Go through the material below, count the lines with the word "components", and reply with the count alone.
======
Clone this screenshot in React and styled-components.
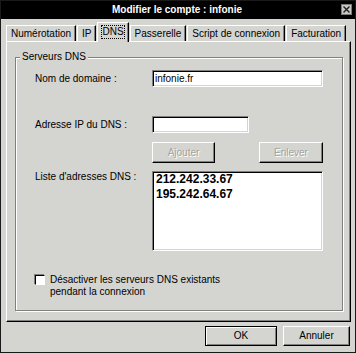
import React from 'react';
import styled, { createGlobalStyle } from 'styled-components';

const FACE = '#d4d4d0';
const SHADOW = '#808080';
const LIGHT = '#ffffff';
const DARK = '#000000';

const GlobalStyle = createGlobalStyle`
    html, body {
        margin: 0;
        padding: 0;
        background: ${FACE};
    }
    body {
        font-family: "Liberation Sans", Arial, Helvetica, sans-serif;
        font-size: 10px;
        color: #000;
    }
`;

const Window = styled.div`
    width: 356px;
    height: 353px;
    box-sizing: border-box;
    border: 1px solid #1a1a1a;
    background: ${FACE};
    display: flex;
    flex-direction: column;
`;

const TitleBar = styled.div`
    height: 18px;
    background: #000;
    color: #fff;
    display: flex;
    align-items: center;
    padding: 0 3px 1px 12px;
    box-sizing: border-box;
`;

const TitleText = styled.div`
    flex: 1;
    text-align: center;
    font-weight: bold;
    font-size: 10px;
    line-height: 1;
`;

const CloseButton = styled.div`
    width: 11px;
    height: 11px;
    display: flex;
`;

const Body = styled.div`
    padding: 3px 4px 0 5px;
    display: flex;
    flex-direction: column;
`;

const TabRow = styled.div`
    display: flex;
    align-items: flex-end;
    gap: 1px;
    height: 19px;
`;

const Tab = styled.div`
    box-sizing: border-box;
    height: ${p => (p.$active ? '20px' : '16px')};
    margin-bottom: ${p => (p.$active ? '-1px' : '0')};
    position: ${p => (p.$active ? 'relative' : 'static')};
    z-index: ${p => (p.$active ? 1 : 0)};
    padding: 0 ${p => (p.$active ? '3px' : '4px')};
    background: ${FACE};
    border-left: 1px solid ${LIGHT};
    border-top: 1px solid ${LIGHT};
    border-right: 1px solid ${DARK};
    box-shadow: inset -1px 0 0 ${SHADOW};
    display: flex;
    align-items: center;
    white-space: nowrap;
    line-height: 1;
    padding-bottom: ${p => (p.$active ? '2px' : '0')};
`;

const FocusText = styled.span`
    border: 1px dotted #000;
    padding: 1px 0;
`;

const Panel = styled.div`
    height: 281px;
    box-sizing: border-box;
    border-left: 1px solid ${LIGHT};
    border-top: 1px solid ${LIGHT};
    border-right: 1px solid ${DARK};
    border-bottom: 1px solid ${DARK};
    box-shadow: inset -1px -1px 0 ${SHADOW};
    padding: 15px 7px 10px 8px;
    display: flex;
    flex-direction: column;
`;

const GroupBox = styled.div`
    position: relative;
    flex: 1;
    border: 1px solid ${SHADOW};
    box-shadow: inset 1px 1px 0 ${LIGHT}, 1px 1px 0 ${LIGHT};
    padding: 12px 0 0 19px;
    display: flex;
    flex-direction: column;
`;

const GroupTitle = styled.span`
    position: absolute;
    top: -7px;
    left: 4px;
    padding: 0 2px;
    background: ${FACE};
    line-height: 12px;
`;

const Row = styled.div`
    display: grid;
    grid-template-columns: 117px auto;
    align-items: ${p => p.$align || 'center'};
    margin-top: ${p => p.$top || 0}px;
`;

const Label = styled.span`
    line-height: 12px;
    padding-top: ${p => p.$pad || 0}px;
`;

const TextField = styled.div`
    width: ${p => p.$width}px;
    height: 17px;
    box-sizing: border-box;
    background: #fff;
    border-top: 1px solid ${SHADOW};
    border-left: 1px solid ${SHADOW};
    border-right: 1px solid ${LIGHT};
    border-bottom: 1px solid ${LIGHT};
    box-shadow: inset 1px 1px 0 ${DARK}, inset -1px -1px 0 ${FACE};
    padding: 0 2px;
    display: flex;
    align-items: center;
    line-height: 1;
`;

const ButtonPair = styled.div`
    width: 171px;
    display: flex;
    justify-content: space-between;
`;

const Button = styled.div`
    width: ${p => p.$width}px;
    height: ${p => p.$height || 20}px;
    box-sizing: border-box;
    background: ${FACE};
    border-top: 1px solid ${p => (p.$default ? DARK : LIGHT)};
    border-left: 1px solid ${p => (p.$default ? DARK : LIGHT)};
    border-right: 1px solid ${DARK};
    border-bottom: 1px solid ${DARK};
    box-shadow: ${p => (p.$default
        ? `inset 1px 1px 0 ${LIGHT}, inset -1px -1px 0 ${SHADOW}`
        : `inset -1px -1px 0 ${SHADOW}`)};
    display: flex;
    align-items: center;
    justify-content: center;
    line-height: 1;
    color: ${p => (p.$disabled ? '#a4a4a0' : '#000')};
    text-shadow: ${p => (p.$disabled ? `1px 1px 0 ${LIGHT}` : 'none')};
`;

const ListBox = styled.div`
    width: 171px;
    height: 80px;
    box-sizing: border-box;
    background: #fff;
    border-top: 1px solid ${SHADOW};
    border-left: 1px solid ${SHADOW};
    border-right: 1px solid ${LIGHT};
    border-bottom: 1px solid ${LIGHT};
    box-shadow: inset 1px 1px 0 ${DARK}, inset -1px -1px 0 ${FACE};
    padding: 0 3px;
`;

const ListItem = styled.div`
    font-size: 12px;
    font-weight: bold;
    line-height: 15px;
`;

const CheckRow = styled.div`
    display: flex;
    align-items: flex-start;
    gap: 5px;
    margin-top: 23px;
`;

const CheckBox = styled.div`
    width: 10px;
    height: 10px;
    margin-top: 1px;
    box-sizing: border-box;
    background: #fff;
    border-top: 1px solid ${DARK};
    border-left: 1px solid ${DARK};
    border-right: 1px solid ${LIGHT};
    border-bottom: 1px solid ${LIGHT};
    box-shadow: -1px -1px 0 ${SHADOW};
`;

const CheckLabel = styled.div`
    line-height: 12px;
`;

const Footer = styled.div`
    display: flex;
    justify-content: flex-end;
    align-items: flex-start;
    gap: 6px;
    padding: 4px 1px 0 0;
`;

const tabs = ['Numérotation', 'IP', 'DNS', 'Passerelle', 'Script de connexion', 'Facturation'];

const App = () => {
    return (
        <>
            <GlobalStyle />
            <Window>
                <TitleBar>
                    <TitleText>Modifier le compte : infonie</TitleText>
                    <CloseButton>
                        <svg width="11" height="11" viewBox="0 0 11 11">
                            <rect x="0.5" y="0.5" width="10" height="10" fill="#c8c8c4" stroke="#7a7a7a" />
                            <path d="M2.5 2.5 L8.5 8.5 M8.5 2.5 L2.5 8.5" stroke="#202020" strokeWidth="1.4" />
                        </svg>
                    </CloseButton>
                </TitleBar>
                <Body>
                    <TabRow>
                        {tabs.map(name => (
                            <Tab key={name} $active={name === 'DNS'}>
                                {name === 'DNS' ? <FocusText>{name}</FocusText> : name}
                            </Tab>
                        ))}
                    </TabRow>
                    <Panel>
                        <GroupBox>
                            <GroupTitle>Serveurs DNS</GroupTitle>
                            <Row>
                                <Label>Nom de domaine :</Label>
                                <TextField $width={171}>infonie.fr</TextField>
                            </Row>
                            <Row $top={29}>
                                <Label>Adresse IP du DNS :</Label>
                                <TextField $width={97} />
                            </Row>
                            <Row $top={9}>
                                <span />
                                <ButtonPair>
                                    <Button $width={63} $height={21} $disabled>Ajouter</Button>
                                    <Button $width={64} $height={21} $disabled>Enlever</Button>
                                </ButtonPair>
                            </Row>
                            <Row $top={8} $align="start">
                                <Label>Liste d'adresses DNS :</Label>
                                <ListBox>
                                    <ListItem>212.242.33.67</ListItem>
                                    <ListItem>195.242.64.67</ListItem>
                                </ListBox>
                            </Row>
                            <CheckRow>
                                <CheckBox />
                                <CheckLabel>
                                    Désactiver les serveurs DNS existants<br />
                                    pendant la connexion
                                </CheckLabel>
                            </CheckRow>
                        </GroupBox>
                    </Panel>
                    <Footer>
                        <Button $width={72} $default>OK</Button>
                        <Button $width={67}>Annuler</Button>
                    </Footer>
                </Body>
            </Window>
        </>
    );
};

export default App;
======
→ **The result**:
2